Track record

The snow must have been a foot deep in our backyard, and my son and I thought it was a perfect winter afternoon to look for animal tracks. Nothing to it, we figured. Were we ever wrong! After a good half-hour of hunting, we'd found plenty of holes - but nothing we could positively identify as an animal's paw print. We needed help. We found it at the Blue Hills Trail-side Museum, a few minutes' drive from our house. (If there's a natural history museum near where you live, that's always a good place to start finding answers to your questions.) Helga Burre is a naturalist at the museum who teaches people how to track animals - in winter snow, spring mud, and summer sand - and she offered to take us on a hike through the snow to look for prints.

``Tracking is a lot like solving a mystery,'' she told us. ``You put together all kinds of clues, from knowing about snow conditions to being able to recognize animals' prints, and then you try to come up with explanations for what you find.'' We had walked a few minutes into the woods when Helga stopped beside a pretty big hole in the snow. There were brown leaves around the edge of the hole, but when we got down on our hands and knees and looked inside, it didn't seem to go anywhere.

``It's not a tunnel,'' said Helga. ``It's a hole a squirrel's been digging, to try to find nuts on the ground below the snow.
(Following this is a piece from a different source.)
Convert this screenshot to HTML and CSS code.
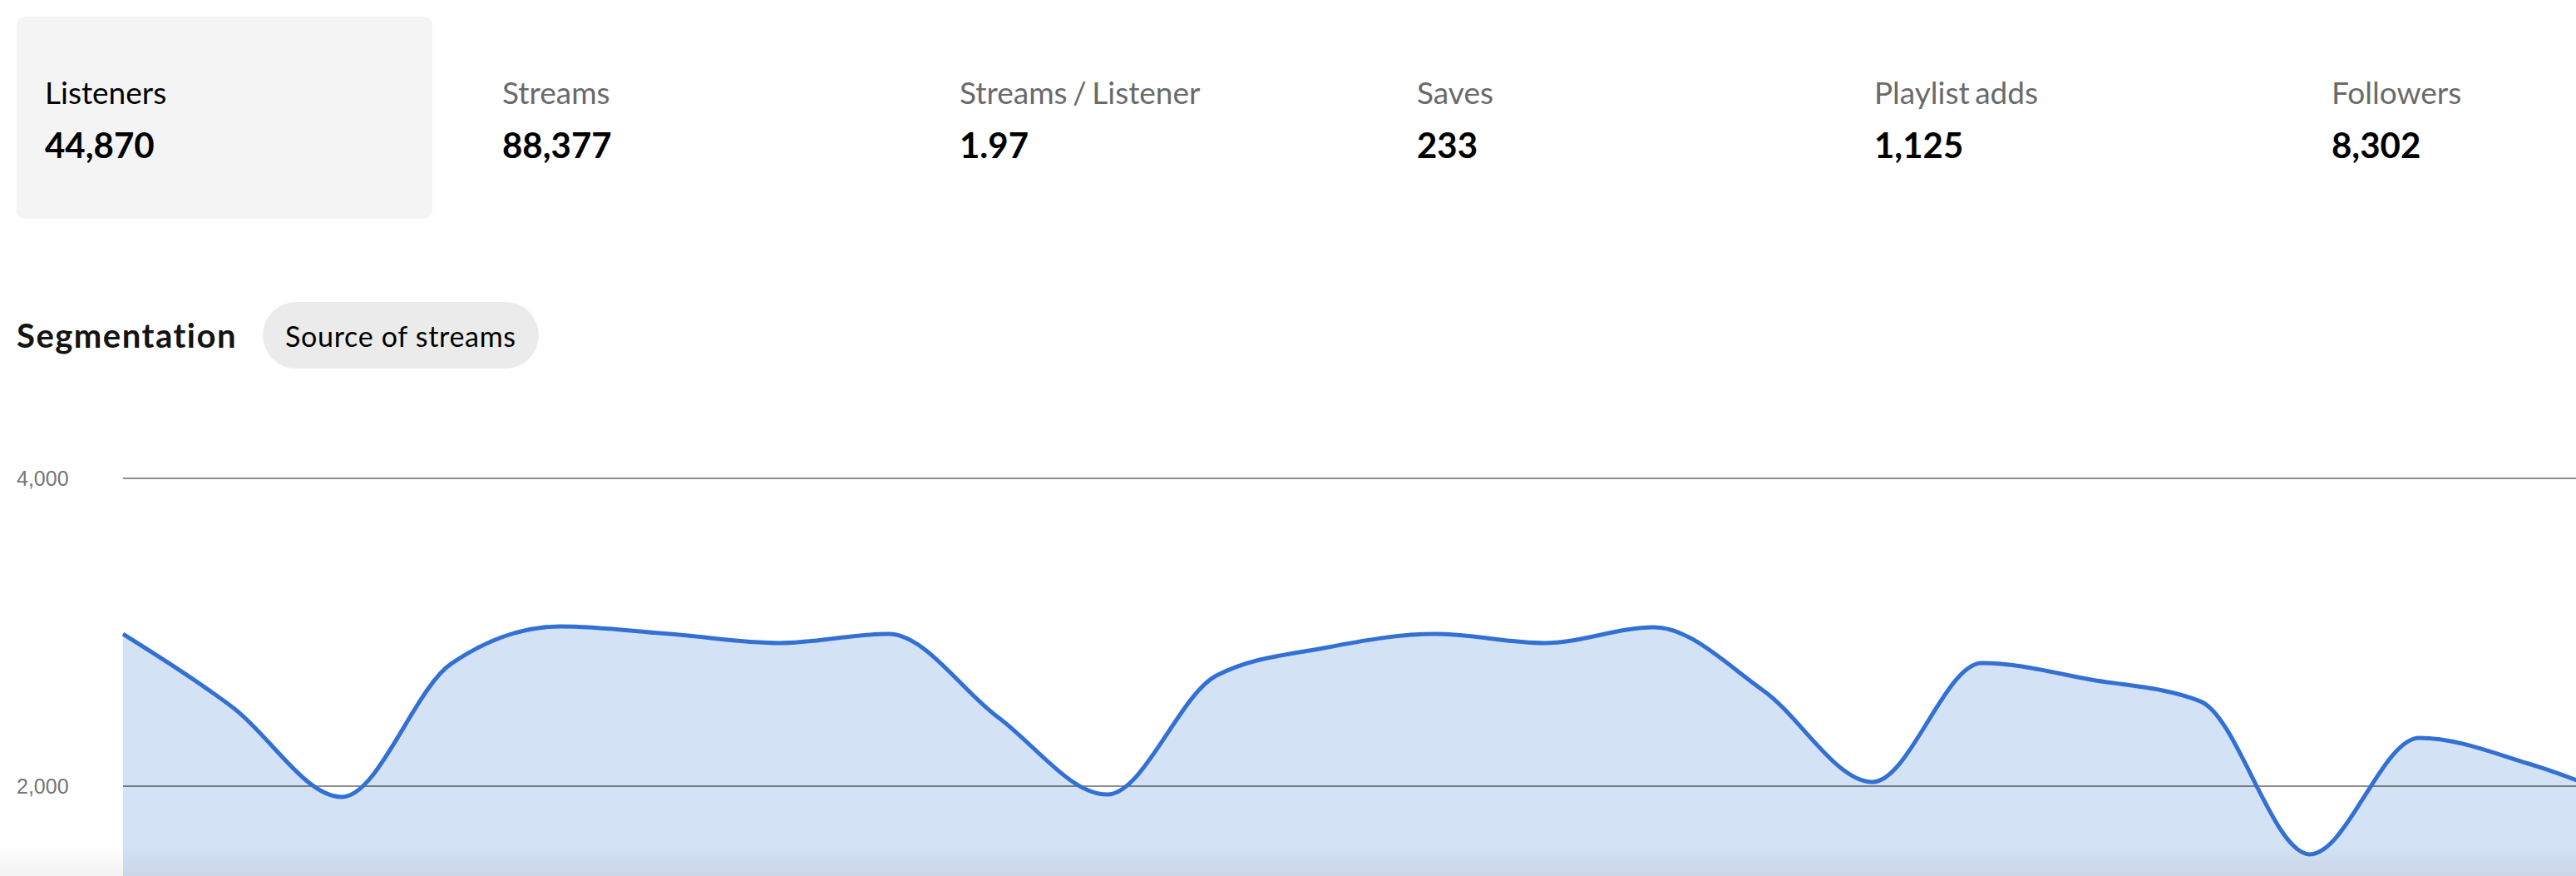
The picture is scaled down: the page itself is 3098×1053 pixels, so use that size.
FILE: index.html
```html
<!DOCTYPE html>
<html lang="en">
<head>
  <meta charset="UTF-8">
  <meta name="viewport" content="width=device-width, initial-scale=1.0">
  <title>Audience</title>
  <link rel="stylesheet" href="styles.css">
</head>
<body>
<div class="stats">
  <div class="stat stat-active">
    <div class="stat-label">Listeners</div>
    <div class="stat-value">44,870</div>
  </div>
  <div class="stat">
    <div class="stat-label">Streams</div>
    <div class="stat-value">88,377</div>
  </div>
  <div class="stat">
    <div class="stat-label">Streams / Listener</div>
    <div class="stat-value">1.97</div>
  </div>
  <div class="stat">
    <div class="stat-label">Saves</div>
    <div class="stat-value">233</div>
  </div>
  <div class="stat">
    <div class="stat-label">Playlist adds</div>
    <div class="stat-value">1,125</div>
  </div>
  <div class="stat">
    <div class="stat-label">Followers</div>
    <div class="stat-value">8,302</div>
  </div>
</div>

<div class="segments">
  <h2 class="segments-title">Segmentation</h2>
  <button class="chip">Source of streams</button>
</div>

<div class="chart">
  <svg class="chart-svg" width="3078" height="518" viewBox="0 0 3078 518">
    <path id="chartArea" class="chart-area" d=""></path>
    <line class="grid-line" x1="128" x2="3078" y1="40" y2="40"></line>
    <line class="grid-line" x1="128" x2="3078" y1="410" y2="410"></line>
    <text class="axis-label" x="0" y="49">4,000</text>
    <text class="axis-label" x="0" y="419">2,000</text>
    <path id="chartLine" class="chart-line" d=""></path>
  </svg>
</div>

<div class="bottom-fade"></div>

<script src="script.js"></script>
</body>
</html>
```

FILE: styles.css
```css
body {
  margin: 0;
  padding: 20px 0 0 20px;
  font-family: Lato, "Liberation Sans", sans-serif;
  color: #000;
  background: #fff;
  overflow: hidden;
}

.stats {
  display: flex;
  gap: 50px;
}

.stat {
  flex: 0 0 500px;
  box-sizing: border-box;
  height: 243px;
  padding: 68px 34px 0;
  border-radius: 10px;
}

.stat-active {
  background: #f4f4f4;
}

.stat-label {
  font-size: 37px;
  line-height: 46px;
  word-spacing: -3px;
  color: #6a6a6a;
  white-space: nowrap;
}

.stat-active .stat-label {
  color: #000;
}

.stat-value {
  margin-top: 16px;
  font-size: 42px;
  line-height: 48px;
  font-weight: 700;
}

.segments {
  display: flex;
  align-items: center;
  gap: 31px;
  margin-top: 100px;
}

.segments-title {
  margin: 0;
  font-size: 40px;
  font-weight: 700;
  letter-spacing: 1.5px;
  color: #141414;
}

.chip {
  height: 80px;
  padding: 0 27px;
  border: none;
  border-radius: 40px;
  background: #ebebeb;
  font-family: inherit;
  font-size: 34px;
  letter-spacing: 0.7px;
  color: #000;
}

.chart {
  margin-top: 92px;
}

.chart-svg {
  display: block;
  overflow: hidden;
}

.chart-area {
  fill: #d4e2f5;
}

.grid-line {
  stroke: rgba(0, 0, 0, 0.45);
  stroke-width: 2;
}

.axis-label {
  font-family: "Liberation Sans", Arial, sans-serif;
  font-size: 25px;
  fill: #757575;
}

.chart-line {
  fill: none;
  stroke: #3370d4;
  stroke-width: 5;
  stroke-linejoin: round;
}

.bottom-fade {
  position: fixed;
  left: 0;
  right: 0;
  bottom: 0;
  height: 36px;
  background: linear-gradient(rgba(0, 0, 0, 0), rgba(0, 0, 0, 0.05));
  pointer-events: none;
}
```

FILE: script.js
```javascript
// daily listeners, one point per day
const listeners = [
  2989, 2514, 1930, 2795, 3038, 2989, 2930, 2989, 2449, 1946, 2719, 2900,
  2989, 2930, 3032, 2622, 2027, 2800, 2692, 2551, 1557, 2314, 2146, 1880
];

const plotLeft = 128;
const step = 131.5;
const plotTop = 40;       // y of the 4,000 line
const maxValue = 4000;
const pxPerUnit = 370 / 2000;
const zeroY = plotTop + maxValue * pxPerUnit;

const points = listeners.map((v, i) => [plotLeft + i * step, plotTop + (maxValue - v) * pxPerUnit]);

// monotone cubic interpolation (same idea as d3.curveMonotoneX)
function tangents(pts) {
  const t = [];
  for (let i = 1; i < pts.length - 1; i++) {
    const s0 = (pts[i][1] - pts[i - 1][1]) / (pts[i][0] - pts[i - 1][0]);
    const s1 = (pts[i + 1][1] - pts[i][1]) / (pts[i + 1][0] - pts[i][0]);
    const p = (s0 + s1) / 2;
    t[i] = (Math.sign(s0) + Math.sign(s1)) * Math.min(Math.abs(s0), Math.abs(s1), 0.5 * Math.abs(p)) || 0;
  }
  const n = pts.length - 1;
  const first = (pts[1][1] - pts[0][1]) / (pts[1][0] - pts[0][0]);
  const last = (pts[n][1] - pts[n - 1][1]) / (pts[n][0] - pts[n - 1][0]);
  t[0] = (3 * first - t[1]) / 2;
  t[n] = (3 * last - t[n - 1]) / 2;
  return t;
}

function linePath(pts) {
  const t = tangents(pts);
  let d = `M${pts[0][0]},${pts[0][1]}`;
  for (let i = 0; i < pts.length - 1; i++) {
    const [x0, y0] = pts[i];
    const [x1, y1] = pts[i + 1];
    const dx = (x1 - x0) / 3;
    d += ` C${x0 + dx},${y0 + dx * t[i]} ${x1 - dx},${y1 - dx * t[i + 1]} ${x1},${y1}`;
  }
  return d;
}

const line = linePath(points);
const lastX = points[points.length - 1][0];

document.getElementById("chartLine").setAttribute("d", line);
document.getElementById("chartArea").setAttribute("d", `${line} L${lastX},${zeroY} L${plotLeft},${zeroY} Z`);
```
But I don't see any chewed acorn shells, so he must not have been very successful.'' We looked carefully, and sure enough, there were tracks: made by two long hind feet with four toes each, planted right next to each other, and two smaller forefeet - the ``sure sign of a jumping animal,'' according to Helga.

A few minutes later, we came to some much bigger tracks. They looked like dog paw prints, and my son was hoping maybe they belonged to a fox.

``Dogs and foxes are cousins,'' Helga agreed, ``but foxes leave much smaller tracks than these.'' She showed us how to identify the heel pads and the four toes and toenails up close, and then told us to step back a few feet and look at the pattern they made in the snow.

``Dog prints are usually blurry and overlapping because dogs run around in the woods a lot,'' she said. ``But foxes are much more careful about expending energy and they put their hind feet down in the exact same spot as they put their front feet. That's why fox tracks always look like a single row of prints.''

We were just about to cross a small creek when we saw another bunch of prints along the bank. They looked like tiny, slender human hands. ``Raccoons,'' said Helga. ``You can tell by the shape of the prints themselves, and by the side-by-side, walking-gait pattern they make. They must be hungry to be coming out in the snow like this.''

As we continued our hike, we heard the constant dee-dee-dee of chickadees in the pines. We stopped to pick up some dried beech leaves and heard them crinkle in our hands, just like paper rustling. We even spotted a nest high above us that looked like a big ball of leaves - a squirrel's summer home.

When we finally got back to the museum and were about to cut across the parking lot, we found our last clues of the day: a long, skinny track with a small round hole right beside it. Can you guess what it was? (And would it help if we told you the museum is located near some cross-country ski trails?)